By burying her, he splits himself off from actual life. As the story nears its horrifying climax, art and reality become even more intertwined. As the narrator reads to Roderick from a gothic romance, sounds referred to in the story are echoed in actuality as the entombed Madeline breaks out of her vault and stalks up the steps to confront her twin brother.
Madeline, Roderick, and the house all fall into the dark tarn, the abyss of nothingness, and become as if they had never been. Dupin, the great amateur detective created by Poe in this story, solves his first and most unusual case. The narrator, the forerunner of Dr. Watson of the Sherlock Holmes stories, meets Auguste Dupin in this story and very early recognizes that he has a double personality, a bi-part soul, for he is both wildly imaginative and coldly analytical.
The points about the murder that baffle the police are precisely those that enable Dupin to master the case: Dupin accounts for the first contradiction by deducing that the criminal must have been an animal; the second he explains by following a mode of reasoning based on a process of elimination to determine that apparent impossibilities are, in reality, possible after all.
When Dupin reveals that an escaped orangutan did the killing, the Paris Prefect of Police complains that Dupin should mind his own business. Dupin is content to have outwitted the prefect in his own realm; descendants of Dupin have been outwitting police inspectors ever since. Poe is often thought to be the author of stories about mad persons and murders, but attention is seldom given to the psychological nature of the madness in his stories.
The story is told in the first-person voice by the killer, who has obviously been locked up in a prison or in an insane asylum for his crime. He begins by arguing that he is not mad and that the calm way he committed the crime and can now tell about it testify to his sanity. He begins by assuring his listeners and readers that he loved the old man, that he did not want his gold, and that the old man had not abused him or insulted him.
He says that when the eye fell on him, his blood ran cold and that he made up his mind to kill the old man and rid himself of the eye forever.

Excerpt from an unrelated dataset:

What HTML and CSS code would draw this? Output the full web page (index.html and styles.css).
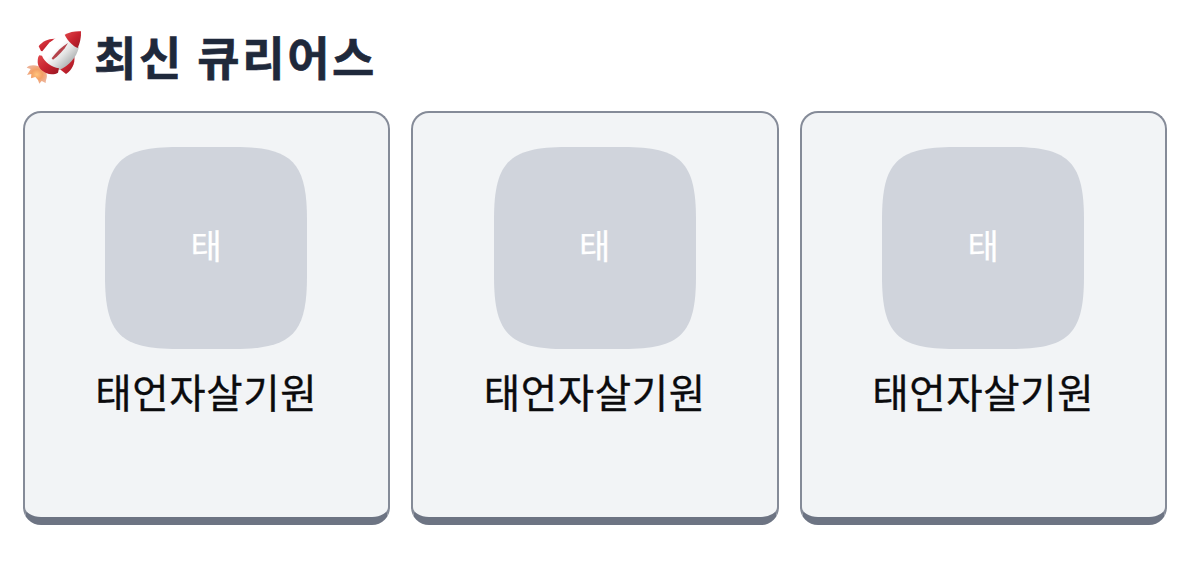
FILE: index.html
```html
<!DOCTYPE html>
<html lang="ko">
<head>
<meta charset="utf-8">
<title>최신 큐리어스</title>
<link rel="stylesheet" href="styles.css">
</head>
<body>
<svg class="defs" width="0" height="0" aria-hidden="true">
  <symbol id="squircle" viewBox="0 0 200 200"><path d="M72 0H128C185 0 200 15 200 72V128C200 185 185 200 128 200H72C15 200 0 185 0 128V72C0 15 15 0 72 0Z"/></symbol>
</svg>
<main class="page">
  <h2 class="title">
    <svg class="rocket" viewBox="45 40 180 170" aria-hidden="true">
      <defs>
        <linearGradient id="hull" x1="0" y1="0" x2="1" y2="1"><stop offset=".4" stop-color="#fff"/><stop offset=".58" stop-color="#e2e3e3"/><stop offset=".8" stop-color="#adb0b1"/></linearGradient>
        <linearGradient id="red" x1="0" y1="0" x2="1" y2="1"><stop offset="0" stop-color="#e0484c"/><stop offset=".5" stop-color="#c8232f"/><stop offset="1" stop-color="#981823"/></linearGradient>
        <radialGradient id="fire"><stop offset="0" stop-color="#ffc47c"/><stop offset=".55" stop-color="#f3a066"/><stop offset="1" stop-color="#eeb193"/></radialGradient>
      </defs>
      <path fill="url(#fire)" d="M86 152C72 147 58 148 50 156L62 160 51 178 64 175 63 188 76 184 84 193 88 204 95 196 107 202C107 191 114 185 109 172Z"/>
      <path fill="url(#red)" d="M86 92C98 76 119 67 141 70L119 80 97 107 93 106Z"/>
      <path fill="url(#red)" d="M188 119L193 122C196 144 185 165 168 175L149 160Z"/>
      <path fill="url(#hull)" d="M96 122C104 92 134 60 166 54L207 95C199 126 176 152 148 163L115 152Z"/>
      <path fill="url(#red)" d="M164 57C178 49 197 46 213 47C214 64 210 84 203 97C190 91 174 78 164 57Z"/>
      <path fill="url(#red)" d="M88 119L96 120C104 140 124 154 147 158L144 171C134 177 120 177 108 172C94 166 84 155 83 140C83 130 84 124 88 119Z"/>
      <path fill="#b5434b" d="M174 82C156 92 139 109 125 128L129 132C145 120 162 104 174 82Z"/>
    </svg>
    <span>최신 큐리어스</span>
  </h2>
  <section class="cards">
    <article class="card">
      <div class="avatar"><svg class="shape"><use href="#squircle"/></svg><span class="initial">태</span></div>
      <p class="name">태언자살기원</p>
    </article>
    <article class="card">
      <div class="avatar"><svg class="shape"><use href="#squircle"/></svg><span class="initial">태</span></div>
      <p class="name">태언자살기원</p>
    </article>
    <article class="card">
      <div class="avatar"><svg class="shape"><use href="#squircle"/></svg><span class="initial">태</span></div>
      <p class="name">태언자살기원</p>
    </article>
  </section>
</main>
</body>
</html>
```

FILE: styles.css
```css
* { box-sizing: border-box; }
body {
  margin: 0;
  background: #fff;
  font-family: "Noto Sans CJK KR", sans-serif;
}
.defs { position: absolute; }
.page { padding: 24px 32px 0 22.5px; }
.title {
  display: flex;
  align-items: center;
  gap: 9px;
  height: 66px;
  margin: 0 0 20.5px;
  padding-left: 2.5px;
  color: #1f293b;
  font-size: 46px;
  font-weight: 700;
  letter-spacing: 2.6px;
  word-spacing: -2px;
  line-height: 63px;
  -webkit-text-stroke: 0.6px #1f293b;
}
.title span { padding-bottom: 3px; }
.rocket { width: 60px; height: 56.67px; }
.cards {
  display: grid;
  grid-template-columns: repeat(3, 367.5px);
  gap: 21px;
}
.card {
  display: flex;
  flex-direction: column;
  align-items: center;
  height: 414.5px;
  padding-top: 34px;
  border: 2px solid #858b98;
  border-bottom: 8px solid #6d7483;
  border-radius: 18px;
  background: #f2f4f6;
}
.avatar {
  display: grid;
  place-items: center;
  width: 202px;
  height: 202px;
}
.shape {
  grid-area: 1 / 1;
  width: 202px;
  height: 202px;
  fill: #d0d4dc;
}
.initial {
  grid-area: 1 / 1;
  z-index: 1;
  padding-bottom: 6px;
  color: #fff;
  font-size: 34px;
  line-height: 48px;
  -webkit-text-stroke: 0.25px #fff;
}
.name {
  margin: 12px 0 0;
  color: #0b0b0d;
  font-size: 39.5px;
  letter-spacing: 0.7px;
  line-height: 60px;
  -webkit-text-stroke: 0.35px #0b0b0d;
}
```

Because the narrator provides no explanation for his extreme aversion to the eye, the reader must try to understand the motivation for the crime, and thus for the story itself, in the only way possible—by paying careful attention to the details of the story and trying to determine what thematic relationship they have to one another. The determination of those elements that have most relevance to the central effect of the story, and are thus true clues rather than mere irrelevant details, is the principle that governs the communication of all information—the principle of redundancy or repetition.
Because the narrator who tells the story is a man obsessed, those things that obsess him are repeated throughout the story. In order to understand why the narrator might wish to destroy himself by destroying the old man—which he does succeed in doing by the end of the story—one can turn back to the motifs of time and the tell-tale heart, which also dominate the story. Finally, there is the theme of the tell-tale heart itself—a heart that tells a tale. On the psychological level of the story, however, the tale that the heart tells that so obsesses the narrator is the tale that every heart tells.
That tale links the beating of the heart to the ticking of a clock, for every beat is a moment of time that brings one closer to death. The madness of the narrator in this story is similar to the madness of other Poe characters who long to escape the curse of time and mortality but find they can do so only by a corresponding loss of the self—a goal they both seek with eagerness and try to avoid with terror. The plot is relatively simple. Montresor seeks revenge on Fortunato for some unspecified insult by luring him down into his family vaults to inspect some wine he has purchased.
In fact, from the very beginning, every action and bit of dialogue is characterized as being just the opposite of what is explicitly stated. The action takes place during carnival season, a sort of Mardi Gras when everyone is in masquerade and thus appearing as something they are not. Montresor makes sure that his servants will not be at home to hinder his plot by giving them explicit orders not to leave, and he makes sure that Fortunato will follow him into the wine cellar by playing on his pride and by urging him not to go.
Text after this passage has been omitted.